The sun crept low on the horizon on a cool February morning as my plane touched down in the town of Keflavik an hour west of the capital city of Reykjavik. Only a short stay was planned and I was booked on the highly recommended ‘Golden Circle Tour’ for a full day, 300 km loop that would allow me to see three of Iceland’s famous geographic wonders. Iceland has a well developed and highly organized tourist industry that allows multitudes of visitors to appreciate this country while staying often for short stopovers only. The Golden Circle Tour was no exception. A bus arrived early at our hotel, picked up guests for locally advertised tours and deposited us at a central depot. A quick bus change and our tour was underway.
Our introduction to Iceland was hosted by a guide who was both knowledgeable and endearingly proud of her country. As the bus wound through barren valleys we learned about our first destination -Gullfoss - the ‘Golden Falls’ from which our tour got it’s name. At a little over 100 feet, the multi-tiered Gullfoss is the largest waterfall in Europe. Legend says that when foreign investors decided to lease Gullfoss in order to harness its’ incredible hydro-electric power, Sigríður Tómasdóttir, the daughter of the landowner, threatened to throw herself into the churning waters to prevent its inevitable destruction. She then walked barefoot to Reykjavik to raise awareness and is credited with saving the falls.

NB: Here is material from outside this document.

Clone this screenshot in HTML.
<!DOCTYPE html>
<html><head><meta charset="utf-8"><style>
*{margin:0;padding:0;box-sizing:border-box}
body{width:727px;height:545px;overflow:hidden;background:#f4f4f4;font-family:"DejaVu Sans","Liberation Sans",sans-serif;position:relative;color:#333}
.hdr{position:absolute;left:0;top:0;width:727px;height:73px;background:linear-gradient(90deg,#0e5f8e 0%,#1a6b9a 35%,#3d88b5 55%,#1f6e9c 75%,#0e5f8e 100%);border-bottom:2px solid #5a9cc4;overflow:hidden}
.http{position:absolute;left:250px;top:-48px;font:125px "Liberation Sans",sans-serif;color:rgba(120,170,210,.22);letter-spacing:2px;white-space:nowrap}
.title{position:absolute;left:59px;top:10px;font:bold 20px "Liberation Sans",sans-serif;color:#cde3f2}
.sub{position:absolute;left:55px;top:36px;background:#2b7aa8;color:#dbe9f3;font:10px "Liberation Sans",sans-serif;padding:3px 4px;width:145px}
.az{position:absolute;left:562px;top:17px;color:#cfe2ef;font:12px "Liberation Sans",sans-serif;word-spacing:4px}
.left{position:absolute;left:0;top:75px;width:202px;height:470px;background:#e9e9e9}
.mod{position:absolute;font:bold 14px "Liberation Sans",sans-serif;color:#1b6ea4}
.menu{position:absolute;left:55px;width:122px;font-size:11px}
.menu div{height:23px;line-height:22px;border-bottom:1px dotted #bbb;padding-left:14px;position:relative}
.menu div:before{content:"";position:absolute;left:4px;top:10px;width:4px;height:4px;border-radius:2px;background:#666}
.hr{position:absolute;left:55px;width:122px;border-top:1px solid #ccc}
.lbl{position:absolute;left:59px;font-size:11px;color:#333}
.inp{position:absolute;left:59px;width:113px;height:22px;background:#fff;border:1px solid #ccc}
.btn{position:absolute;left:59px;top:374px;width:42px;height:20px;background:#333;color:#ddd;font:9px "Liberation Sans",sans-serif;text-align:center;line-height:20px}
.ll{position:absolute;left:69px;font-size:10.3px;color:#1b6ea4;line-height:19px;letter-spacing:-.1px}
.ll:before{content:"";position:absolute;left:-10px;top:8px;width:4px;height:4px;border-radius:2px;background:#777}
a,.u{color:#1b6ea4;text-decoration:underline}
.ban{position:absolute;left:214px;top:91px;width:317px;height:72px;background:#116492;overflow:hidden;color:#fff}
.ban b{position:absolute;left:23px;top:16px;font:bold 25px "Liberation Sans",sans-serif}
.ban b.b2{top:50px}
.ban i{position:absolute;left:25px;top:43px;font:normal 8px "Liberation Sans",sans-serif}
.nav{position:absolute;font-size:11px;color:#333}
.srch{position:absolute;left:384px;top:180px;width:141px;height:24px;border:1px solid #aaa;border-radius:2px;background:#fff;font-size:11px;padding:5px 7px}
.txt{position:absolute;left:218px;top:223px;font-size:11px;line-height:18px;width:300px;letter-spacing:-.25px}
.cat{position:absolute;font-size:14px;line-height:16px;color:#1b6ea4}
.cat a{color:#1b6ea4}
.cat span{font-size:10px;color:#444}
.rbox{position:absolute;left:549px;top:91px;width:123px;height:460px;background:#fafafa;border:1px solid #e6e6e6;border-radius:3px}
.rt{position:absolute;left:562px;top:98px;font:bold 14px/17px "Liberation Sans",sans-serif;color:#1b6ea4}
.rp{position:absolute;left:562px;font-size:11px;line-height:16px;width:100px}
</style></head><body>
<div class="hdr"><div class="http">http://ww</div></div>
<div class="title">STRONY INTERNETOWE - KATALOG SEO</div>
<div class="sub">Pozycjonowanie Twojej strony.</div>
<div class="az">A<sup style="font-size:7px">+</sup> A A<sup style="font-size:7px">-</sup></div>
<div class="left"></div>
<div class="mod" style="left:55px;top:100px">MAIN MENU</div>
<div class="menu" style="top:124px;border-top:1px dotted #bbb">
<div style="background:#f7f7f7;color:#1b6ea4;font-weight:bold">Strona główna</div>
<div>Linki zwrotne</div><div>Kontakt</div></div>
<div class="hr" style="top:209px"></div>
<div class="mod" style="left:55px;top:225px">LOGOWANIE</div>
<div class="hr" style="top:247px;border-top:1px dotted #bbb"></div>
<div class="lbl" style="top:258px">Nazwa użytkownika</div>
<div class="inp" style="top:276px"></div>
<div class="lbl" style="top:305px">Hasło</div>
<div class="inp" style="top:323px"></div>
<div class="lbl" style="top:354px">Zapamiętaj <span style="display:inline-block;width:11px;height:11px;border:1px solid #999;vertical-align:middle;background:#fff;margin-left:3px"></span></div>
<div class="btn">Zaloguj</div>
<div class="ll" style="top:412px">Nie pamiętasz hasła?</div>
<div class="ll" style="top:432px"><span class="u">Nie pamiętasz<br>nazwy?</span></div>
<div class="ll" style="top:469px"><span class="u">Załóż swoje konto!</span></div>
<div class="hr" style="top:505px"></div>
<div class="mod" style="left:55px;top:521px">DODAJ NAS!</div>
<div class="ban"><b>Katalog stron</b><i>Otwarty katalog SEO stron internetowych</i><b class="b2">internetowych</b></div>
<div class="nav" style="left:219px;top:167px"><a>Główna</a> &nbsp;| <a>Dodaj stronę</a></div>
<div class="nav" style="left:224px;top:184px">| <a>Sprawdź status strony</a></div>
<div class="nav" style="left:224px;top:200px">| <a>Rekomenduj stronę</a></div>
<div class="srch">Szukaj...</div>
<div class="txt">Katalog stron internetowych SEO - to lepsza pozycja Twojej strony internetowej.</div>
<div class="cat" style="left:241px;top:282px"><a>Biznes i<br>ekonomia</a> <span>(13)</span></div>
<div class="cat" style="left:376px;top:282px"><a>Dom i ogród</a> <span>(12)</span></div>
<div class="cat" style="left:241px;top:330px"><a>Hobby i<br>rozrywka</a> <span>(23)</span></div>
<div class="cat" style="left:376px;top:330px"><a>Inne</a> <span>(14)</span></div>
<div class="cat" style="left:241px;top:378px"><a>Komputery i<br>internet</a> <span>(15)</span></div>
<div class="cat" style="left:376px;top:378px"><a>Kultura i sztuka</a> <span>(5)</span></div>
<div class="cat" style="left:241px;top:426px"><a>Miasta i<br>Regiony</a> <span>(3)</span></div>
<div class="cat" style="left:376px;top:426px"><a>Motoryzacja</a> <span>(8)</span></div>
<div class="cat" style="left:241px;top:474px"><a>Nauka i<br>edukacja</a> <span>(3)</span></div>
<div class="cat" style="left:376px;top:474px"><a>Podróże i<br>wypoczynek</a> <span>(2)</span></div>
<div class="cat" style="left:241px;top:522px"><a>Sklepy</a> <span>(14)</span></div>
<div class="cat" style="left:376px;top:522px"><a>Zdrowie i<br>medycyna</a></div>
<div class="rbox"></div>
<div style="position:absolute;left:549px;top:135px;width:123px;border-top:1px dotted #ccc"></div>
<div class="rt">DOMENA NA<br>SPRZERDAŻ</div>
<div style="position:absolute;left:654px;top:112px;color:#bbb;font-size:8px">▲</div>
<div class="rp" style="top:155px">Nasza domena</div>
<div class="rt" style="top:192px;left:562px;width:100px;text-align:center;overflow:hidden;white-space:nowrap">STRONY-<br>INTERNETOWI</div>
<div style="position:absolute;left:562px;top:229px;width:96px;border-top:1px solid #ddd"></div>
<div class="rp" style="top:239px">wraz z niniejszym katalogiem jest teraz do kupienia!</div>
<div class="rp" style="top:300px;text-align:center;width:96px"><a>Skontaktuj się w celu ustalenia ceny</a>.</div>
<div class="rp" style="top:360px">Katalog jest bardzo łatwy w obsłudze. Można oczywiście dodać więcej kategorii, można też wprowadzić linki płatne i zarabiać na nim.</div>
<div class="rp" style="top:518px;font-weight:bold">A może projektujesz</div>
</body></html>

I followed a narrow path that hugged the cliffs of the Hvítá river to where it met the thundering waters of Gullfoss. I reflected on how much the brave Sigríður must have valued the beauty of this tumultuous landscape and gave silent thanks that the opportunity to witness it had not been taken from us.
As the Golden Circle Tour’ continued, barren valleys punctuated with rising steam hinted at the turmoil below. Resourceful Icelandic inhabitants of the past were known to cook food in the bubbling waters of these natural hot springs. Soon we arrived at Laugarfjall hill in the Haukadalur Valley where evidence of subterranean turmoil is clearly visible at the surface. A short path through a steaming field of bubbling sulfurous springs brought us to the famous Great Geysir, for which all other geysers are named. While Geysir has been active in the past, current activity is intermittent and unpredictable. Just 50m from the Great Geysir, Stokkur spouts boiling water 30m every five minutes. Tourists will not be disappointed - eruptions spout like clockwork and are expected to continue according to this schedule unless disrupted by one of the earthquakes or earth-rattling volcanic disruptions so common across Iceland. Stokkur provided us a few spectacular previews as we approached the area by bus and a few more spectacular re-runs as we departed.

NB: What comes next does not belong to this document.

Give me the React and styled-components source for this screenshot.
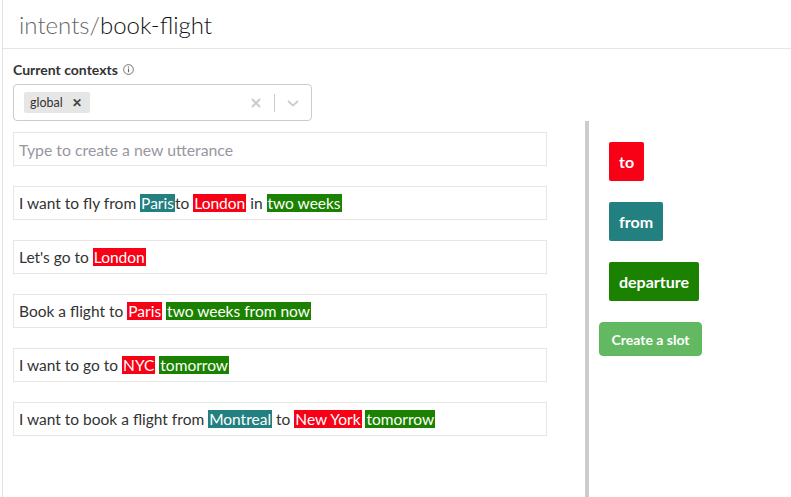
import React from "react"
import styled, { createGlobalStyle } from "styled-components"

const GlobalStyle = createGlobalStyle`
  html, body {
    margin: 0;
    padding: 0;
    background: #fff;
  }

  body {
    font-family: Lato, "Open Sans", "Liberation Sans", sans-serif;
    color: #333;
  }
`

const colors = {
  to: "#f80016",
  from: "#228080",
  departure: "#1a8200",
}

const utterances = [
  [
    "I want to fly from ",
    { slot: "from", text: "Paris" },
    "to ",
    { slot: "to", text: "London" },
    " in ",
    { slot: "departure", text: "two weeks" },
  ],
  ["Let's go to ", { slot: "to", text: "London" }],
  [
    "Book a flight to ",
    { slot: "to", text: "Paris" },
    " ",
    { slot: "departure", text: "two weeks from now" },
  ],
  [
    "I want to go to ",
    { slot: "to", text: "NYC" },
    " ",
    { slot: "departure", text: "tomorrow" },
  ],
  [
    "I want to book a flight from ",
    { slot: "from", text: "Montreal" },
    " to ",
    { slot: "to", text: "New York" },
    " ",
    { slot: "departure", text: "tomorrow" },
  ],
]

const Page = styled.div`
  margin-left: 2px;
  min-height: 497px;
  border-left: 1px solid #e2e2e2;
  display: flex;
  flex-direction: column;
`

const Header = styled.header`
  height: 48px;
  display: flex;
  align-items: center;
  padding-left: 16px;
  border-bottom: 1px solid #e6e6e6;
  font-size: 24px;
  font-weight: 300;
  color: #111;
`

const Crumb = styled.span`
  color: #666;
`

const Body = styled.div`
  flex: 1;
  display: flex;
  flex-direction: column;
  padding: 11px 0 0 10px;
`

const Label = styled.div`
  display: flex;
  align-items: center;
  gap: 5px;
  font-size: 14px;
  font-weight: 700;
  color: #333;
  height: 18px;
`

const Select = styled.div`
  margin-top: 6px;
  box-sizing: border-box;
  width: 299px;
  height: 37px;
  border: 1px solid #ccc;
  border-radius: 4px;
  display: flex;
  align-items: center;
  padding-left: 10px;
`

const Chip = styled.div`
  display: flex;
  align-items: center;
  height: 21px;
  background: #e6e6e6;
  border-radius: 2px;
  padding: 0 8px 0 6px;
  gap: 9px;
  font-size: 12.5px;
  color: #333;
`

const ChipClose = styled.span`
  font-size: 12px;
  font-weight: 700;
  color: #444;
`

const Indicators = styled.div`
  margin-left: auto;
  display: flex;
  align-items: center;
  height: 100%;
`

const Indicator = styled.div`
  width: 36px;
  display: flex;
  justify-content: center;
  color: #ccc;
`

const Separator = styled.span`
  width: 1px;
  height: 18px;
  background: #ccc;
`

const Columns = styled.div`
  flex: 1;
  display: flex;
`

const Utterances = styled.div`
  width: 534px;
  margin-right: 38px;
  padding-top: 11px;
  display: flex;
  flex-direction: column;
  gap: 20px;
`

const Row = styled.div`
  height: 34px;
  box-sizing: border-box;
  border: 1px solid #e6e6e6;
  display: flex;
  align-items: center;
  padding-left: 5px;
  font-size: ${p => (p.$placeholder ? "15.8px" : "15.5px")};
  color: ${p => (p.$placeholder ? "#97979f" : "#333")};
`

const Text = styled.span`
  white-space: pre;
`

const Entity = styled.span`
  padding: 0 1px;
  background: ${p => colors[p.$slot]};
  color: #fff;
`

const Slots = styled.aside`
  border-left: 4px solid #ccc;
  padding: 21px 0 0 10px;
  display: flex;
  flex-direction: column;
  align-items: flex-start;
  gap: 21px;
`

const Slot = styled.div`
  margin-left: 10px;
  height: 39px;
  display: flex;
  align-items: center;
  padding: 0 10px;
  border-radius: 2px;
  background: ${p => colors[p.$slot]};
  color: #fff;
  font-size: 16px;
  font-weight: 700;
`

const CreateButton = styled.button`
  height: 34px;
  width: 103px;
  border: 1px solid #5cb85c;
  border-radius: 4px;
  background: #62b962;
  color: #fff;
  font-family: inherit;
  font-size: 14px;
  font-weight: 700;
  padding: 0;
`

const InfoIcon = () => (
  <svg width="11" height="11" viewBox="0 0 12 12">
    <circle cx="6" cy="6" r="5.3" fill="none" stroke="#666" strokeWidth="1" />
    <rect x="5.4" y="5" width="1.2" height="4" fill="#666" />
    <rect x="5.4" y="2.8" width="1.2" height="1.2" fill="#666" />
  </svg>
)

const App = () => (
  <Page>
    <GlobalStyle />
    <Header>
      <Crumb>intents/</Crumb>book-flight
    </Header>
    <Body>
      <Label>
        Current contexts <InfoIcon />
      </Label>
      <Select>
        <Chip>
          global <ChipClose>✕</ChipClose>
        </Chip>
        <Indicators>
          <Indicator>
            <svg width="12" height="12" viewBox="0 0 12 12">
              <path d="M2 2 L10 10 M10 2 L2 10" stroke="currentColor" strokeWidth="2" />
            </svg>
          </Indicator>
          <Separator />
          <Indicator>
            <svg width="14" height="10" viewBox="0 0 14 10">
              <path d="M2 3 L7 7.5 L12 3" fill="none" stroke="currentColor" strokeWidth="1.8" />
            </svg>
          </Indicator>
        </Indicators>
      </Select>
      <Columns>
        <Utterances>
          <Row $placeholder>
            <Text>Type to create a new utterance</Text>
          </Row>
          {utterances.map((parts, i) => (
            <Row key={i}>
              <Text>
                {parts.map((part, j) =>
                  typeof part === "string" ? (
                    part
                  ) : (
                    <Entity key={j} $slot={part.slot}>
                      {part.text}
                    </Entity>
                  )
                )}
              </Text>
            </Row>
          ))}
        </Utterances>
        <Slots>
          {Object.keys(colors).map(slot => (
            <Slot key={slot} $slot={slot}>
              {slot}
            </Slot>
          ))}
          <CreateButton>Create a slot</CreateButton>
        </Slots>
      </Columns>
    </Body>
  </Page>
)

export default App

As we left the spouting water behind, we headed downwards into a barren valley of fissures bounded by one long and jagged cliff. My fascination with the natural world was well satisfied as I stood on the Mid-Atlantic Ridge, tectonic plates to the west and east, a newly formed ridge of hardened lava at my feet. The new rock displayed ridges and swirls formed by flowing lava as it shaped the valley floor. Deep chasms highlighted the constant turmoil that seethes in a jagged line and splits the country down the middle.
Our guide continued with a fascinating discourse that told a more human story of this barren valley.Þingvellir National Park is a designated UNESCO World Heritage Site, and is considered by Icelandic people to be the center of their cultural and political heritage. The worlds longest running continuous parliament was established here in 930 AD and this laid the ground for a common culture and united identity. Amid this center of turmoil in a geographically tumultuous country, one wonders what led to such an institution of peace? I imagine the lives of those wild Vikings of 1000 years ago - sailing the treacherous oceans and building a home in this barren and tumultuous land. They found a way to establish peace in the place they called home despite the turmoil that raged all around.
Prior to my adventure in Iceland I read Eric Weiner’s “Geography of Bliss”. Iceland was listed as one of those fortunate locations where people are among the happiest on earth. So it seems that the establishment of peace 1000 years ago is a sentiment that has endured through the centuries and mirrors the peace and contentment Eric Weiner attributes to Icelandic people to this day.
This leads me to one of my best ever take-aways from a travel destination, and I can thank those wild Vikings for their insight: When you’re surrounded by turmoil, make sure you can go home to peace.